When referring to historical facts, Tecumseh uses imagery language to demonstrate the whole extent of the Europeans’ settlement. At the beginning of their arrival in America the whites “asked for land sufficient for a wigwam” but now insist on the whole of the Indians hunting grounds “from the rising to the setting sun” (l. 18-19) In order to make his urgent request for unity more forcefully, he reminds the community of the reams of dead Indians by referring to their blood which “has run like water on the ground” (l. 5). This image illustrates the “masses of people” (German, 1998: 31) that died and further clarifies the cruelty of Whites against the Natives. Next to tropes which depict mass nouns, Tecumseh uses images in order to reach his listeners’ emotions. The speaker’s feelings of revenge are reflected in cruel images of hatred and determination. He proclaims that his men “will make [the hatches] fat with blood; they will drink the blood of the white people” (l. 31-32) and “will stain the earth red with their blood” (l. 47).

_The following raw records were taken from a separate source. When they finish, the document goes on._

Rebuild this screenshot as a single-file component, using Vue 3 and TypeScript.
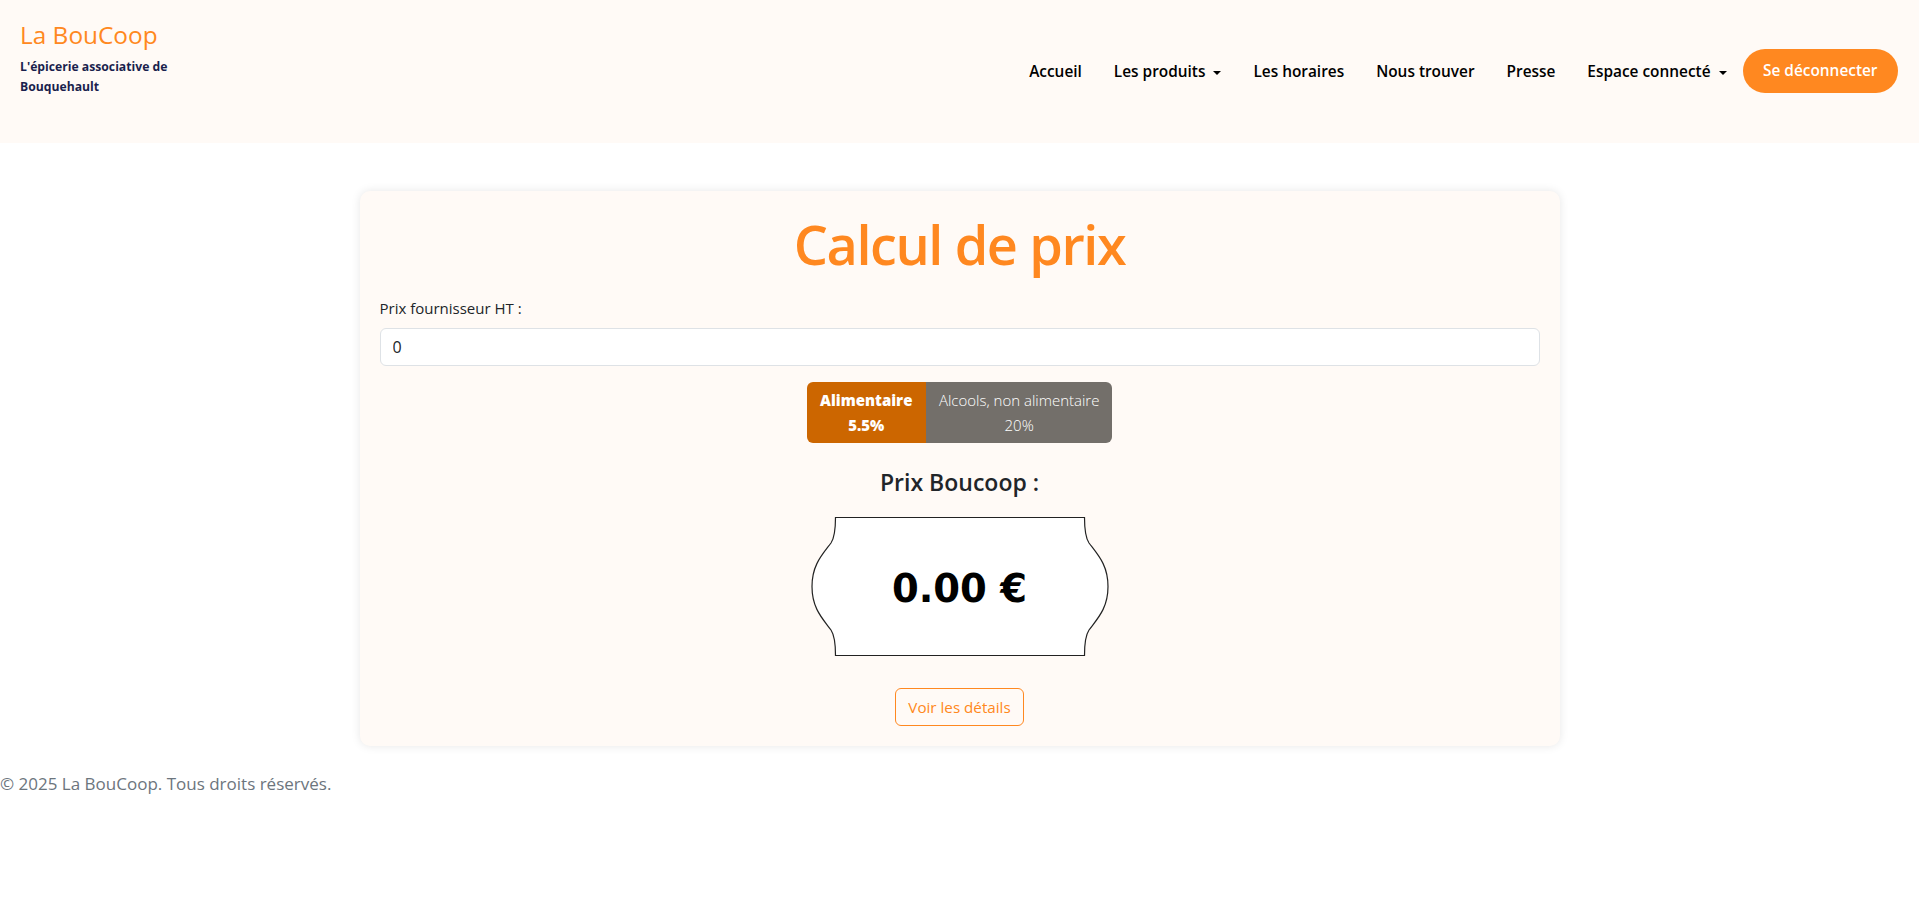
<script setup lang="ts">
import { ref } from 'vue'

const links = [
  { label: 'Accueil' },
  { label: 'Les produits', caret: true },
  { label: 'Les horaires' },
  { label: 'Nous trouver' },
  { label: 'Presse' },
  { label: 'Espace connecté', caret: true }
]

const supplierPrice = ref('0')
const taxRate = ref('food')
</script>

<template>
  <header class="navbar">
    <div class="brand">
      <a class="brand-name">La BouCoop</a>
      <p class="brand-sub">L'épicerie associative de<br />Bouquehault</p>
    </div>
    <nav class="nav">
      <a v-for="link in links" :key="link.label" class="nav-link">
        {{ link.label }}
        <span v-if="link.caret" class="caret"></span>
      </a>
      <a class="logout">Se déconnecter</a>
    </nav>
  </header>

  <main class="card">
    <h1>Calcul de prix</h1>
    <label for="price">Prix fournisseur HT :</label>
    <input id="price" v-model="supplierPrice" type="text" />

    <div class="rates">
      <button :class="{ active: taxRate === 'food' }" @click="taxRate = 'food'">Alimentaire<br />5.5%</button>
      <button :class="{ active: taxRate === 'other' }" @click="taxRate = 'other'">Alcools, non alimentaire<br />20%</button>
    </div>

    <h4>Prix Boucoop :</h4>
    <div class="tag">
      <svg viewBox="0 0 298 139" width="298" height="139" aria-hidden="true">
        <path
          d="M24.5 .5H273.5C273.5 12 274 20 278 26C287 38 297 48 297 69.5C297 91 287 101 278 113C274 119 273.5 127 273.5 138.5H24.5C24.5 127 24 119 20 113C11 101 1 91 1 69.5C1 48 11 38 20 26C24 20 24.5 12 24.5 .5Z"
          fill="#fff"
          stroke="#222"
          stroke-width="1.2"
        />
      </svg>
      <span class="tag-price">0.00 €</span>
    </div>

    <button class="details">Voir les détails</button>
  </main>

  <footer>© 2025 La BouCoop. Tous droits réservés.</footer>
</template>

<style>
body {
  background: #fff;
}
</style>

<style scoped>
.navbar {
  height: 143px;
  box-sizing: border-box;
  padding: 0 20px;
  background: #fffaf6;
  display: flex;
  align-items: center;
  justify-content: space-between;
  font-family: "Open Sans", "Noto Sans", sans-serif;
}

.brand {
  margin-top: -29px;
}

.brand-name {
  display: block;
  color: #ff8820;
  font-size: 24.4px;
  line-height: 36px;
}

.brand-sub {
  margin: 4px 0 0;
  color: #1a1f4d;
  font-size: 12.2px;
  font-weight: 700;
  line-height: 20px;
}

.nav {
  display: flex;
  align-items: center;
  margin: -2px 1px 0 0;
}

.nav-link {
  padding: 2px 16px 0;
  color: #000;
  font-size: 15.4px;
  font-weight: 600;
  white-space: nowrap;
}

.caret {
  display: inline-block;
  margin-left: 4px;
  vertical-align: 2px;
  border-top: 4.3px solid #000;
  border-left: 4.3px solid transparent;
  border-right: 4.3px solid transparent;
}

.logout {
  height: 44px;
  padding: 0 20.5px;
  border-radius: 22px;
  background: #ff8820;
  color: #fff;
  font-size: 15.4px;
  font-weight: 600;
  line-height: 44px;
  white-space: nowrap;
}

.card {
  width: 1200px;
  height: 555px;
  box-sizing: border-box;
  margin: 48px auto 0;
  padding: 20px;
  border-radius: 10px;
  background: #fffaf6;
  box-shadow: 0 0 10px rgba(0, 0, 0, 0.1);
  display: flex;
  flex-direction: column;
  align-items: center;
  font-family: "Open Sans", "Noto Sans", sans-serif;
  color: #212529;
}

h1 {
  margin: 0;
  color: #ff8820;
  font-size: 54px;
  font-weight: 600;
  line-height: 67px;
  letter-spacing: -1.4px;
}

label {
  align-self: flex-start;
  margin-top: 18px;
  font-size: 15px;
  line-height: 24px;
}

input {
  width: 100%;
  height: 38px;
  box-sizing: border-box;
  margin-top: 8px;
  padding: 6px 12px;
  border: 1px solid #dee2e6;
  border-radius: 6px;
  background: #fff;
  color: #212529;
  font: 16px "Open Sans", "Noto Sans", sans-serif;
}

.rates {
  display: flex;
  margin-top: 16px;
  border-radius: 6px;
  overflow: hidden;
}

.rates button {
  height: 62px;
  padding: 0 13px;
  border: 0;
  background: #736f6a;
  color: #fff;
  font: 300 15px/25px "Open Sans", "Noto Sans", sans-serif;
}

.rates button.active {
  padding: 0 13.5px;
  background: #cc6600;
  font-weight: 800;
}

h4 {
  margin: 25px 0 0;
  font-size: 23px;
  font-weight: 600;
  line-height: 29px;
}

.tag {
  position: relative;
  width: 298px;
  height: 139px;
  margin-top: 20px;
}

.tag svg {
  display: block;
}

.tag-price {
  position: absolute;
  inset: 3px 0 0;
  display: flex;
  align-items: center;
  justify-content: center;
  color: #000;
  font: 700 38.5px "DejaVu Sans", sans-serif;
}

.details {
  height: 38px;
  margin-top: 32px;
  padding: 0 12px;
  border: 1px solid #ff8820;
  border-radius: 6px;
  background: transparent;
  color: #ff8820;
  font: 15.2px "Open Sans", "Noto Sans", sans-serif;
}

footer {
  margin-top: 26px;
  color: #6c757d;
  font: 17px/24px "Open Sans", "Noto Sans", sans-serif;
}
</style>
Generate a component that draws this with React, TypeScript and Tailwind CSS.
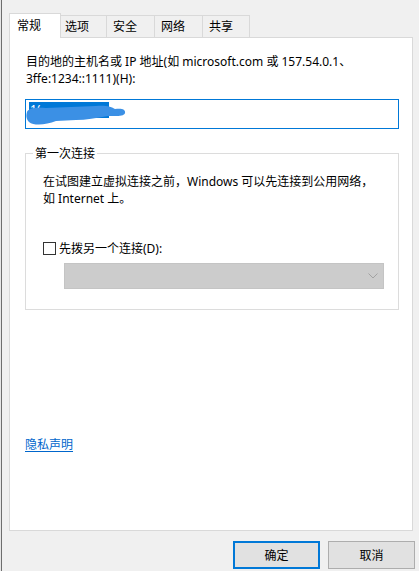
import React from "react";

const font = { fontFamily: '"Noto Sans", "Noto Sans CJK SC", sans-serif' };

export default function App() {
  return (
    <div
      className="w-[419px] h-[571px] bg-[#f0f0f0] flex text-[12px] leading-[17px] text-black overflow-hidden"
      style={font}
    >
      <div className="w-[3px] h-full flex">
        <div className="w-[1px] h-full bg-[#e6e6e6]" />
        <div className="w-[1px] h-full bg-[#6e6e6e]" />
      </div>
      <div className="flex-1 flex flex-col pl-[6px] pr-[4px] pt-[13px]">
        {/* tabs */}
        <div className="flex items-end h-[24px]">
          <div className="w-[52px] h-[25px] -mb-px relative z-10 bg-white border border-b-0 border-[#d9d9d9] pl-[7px] pt-[3px]">
            常规
          </div>
          <div className="w-[46px] h-[22px] border-t border-r border-[#d9d9d9] pl-[4px] pt-[2px]">
            选项
          </div>
          <div className="w-[48px] h-[22px] border-t border-r border-[#d9d9d9] pl-[6px] pt-[2px]">
            安全
          </div>
          <div className="w-[48px] h-[22px] border-t border-r border-[#d9d9d9] pl-[6px] pt-[2px]">
            网络
          </div>
          <div className="w-[47px] h-[22px] border-t border-r border-[#d9d9d9] pl-[6px] pt-[2px]">
            共享
          </div>
        </div>
        {/* panel */}
        <div className="mr-[2px] h-[494px] bg-white border border-[#d9d9d9] pl-[15px] pr-[12px] pt-[15px] flex flex-col">
          <div className="pl-[1px]">
            目的地的主机名或 IP 地址(如 microsoft.com 或 157.54.0.1、
            <br />
            3ffe:1234::1111)(H):
          </div>
          <div className="mt-[12px] h-[30px] w-[374px] border border-[#0078d7] relative">
            <div className="absolute left-[3px] top-[2px] w-[80px] h-[16px] bg-[#0078d7] text-white leading-[16px] pl-[1px]">
              1(
            </div>
            <svg className="absolute left-0 top-0" width="120" height="28" viewBox="0 0 120 28">
              <path
                d="M 1 12 C 2 8, 10 7, 20 8 L 70 6 C 80 5, 86 7, 89 9 C 95 8, 100 9, 99 13 C 98 17, 88 16, 82 16 C 70 18, 60 20, 50 20 L 30 21 C 20 25, 8 26, 3 22 C 0 19, 0 15, 1 12 Z"
                fill="#3b90e5"
              />
            </svg>
          </div>
          {/* group box */}
          <div className="mt-[24px] w-[374px] h-[157px] border border-[#dcdcdc] relative pl-[17px] pt-[19px]">
            <div className="absolute left-[7px] top-[-9px] bg-white px-[2px]">第一次连接</div>
            <div>
              在试图建立虚拟连接之前，Windows 可以先连接到公用网络，
              <br />
              如 Internet 上。
            </div>
            <div className="mt-[33px] flex items-center h-[17px]">
              <div className="w-[13px] h-[13px] border border-[#333333] bg-white" />
              <span className="ml-[3px]">先拨另一个连接(D):</span>
            </div>
            <div className="mt-[6px] ml-[21px] w-[320px] h-[26px] bg-[#cccccc] border border-[#c4c4c4] flex items-center justify-end pr-[5px]">
              <svg width="10" height="6" viewBox="0 0 10 6">
                <path d="M0.5 0.5 L5 5 L9.5 0.5" stroke="#a2a2a2" strokeWidth="1" fill="none" />
              </svg>
            </div>
          </div>
          <div className="mt-[126px]">
            <span className="text-[#0066cc] underline underline-offset-2">隐私声明</span>
          </div>
        </div>
        {/* buttons */}
        <div className="mt-[10px] flex justify-end gap-[8px]">
          <div className="w-[87px] h-[28px] bg-[#e1e1e1] border-2 border-[#0078d7] flex items-center justify-center">
            确定
          </div>
          <div className="w-[87px] h-[28px] bg-[#e1e1e1] border border-[#adadad] flex items-center justify-center">
            取消
          </div>
        </div>
      </div>
    </div>
  );
}
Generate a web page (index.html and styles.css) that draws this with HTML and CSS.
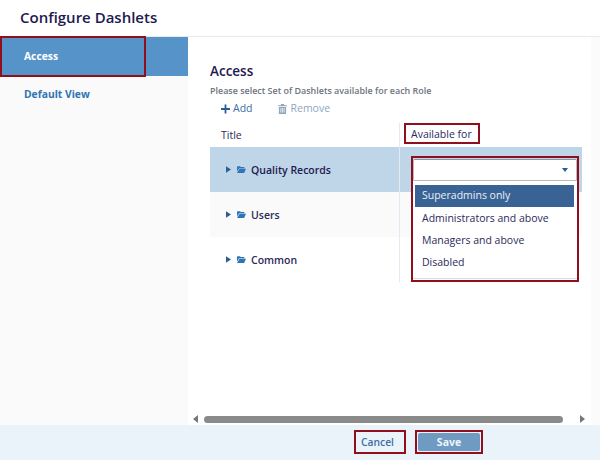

Besides the persuasive use of imagery languages, Tecumseh employs rhetorical questions (l. 45) in order to address his audience directly.
The passion and power with which the orator brings his arguments forward is not only reflected in his vivid and emotional pictures but also indicated by the use of exclamation marks (l. 3).
The argumentative structure of his speech further supports the use of imagery language and makes the oratory an “engine of persuasion” (Bahr, 1996: 107).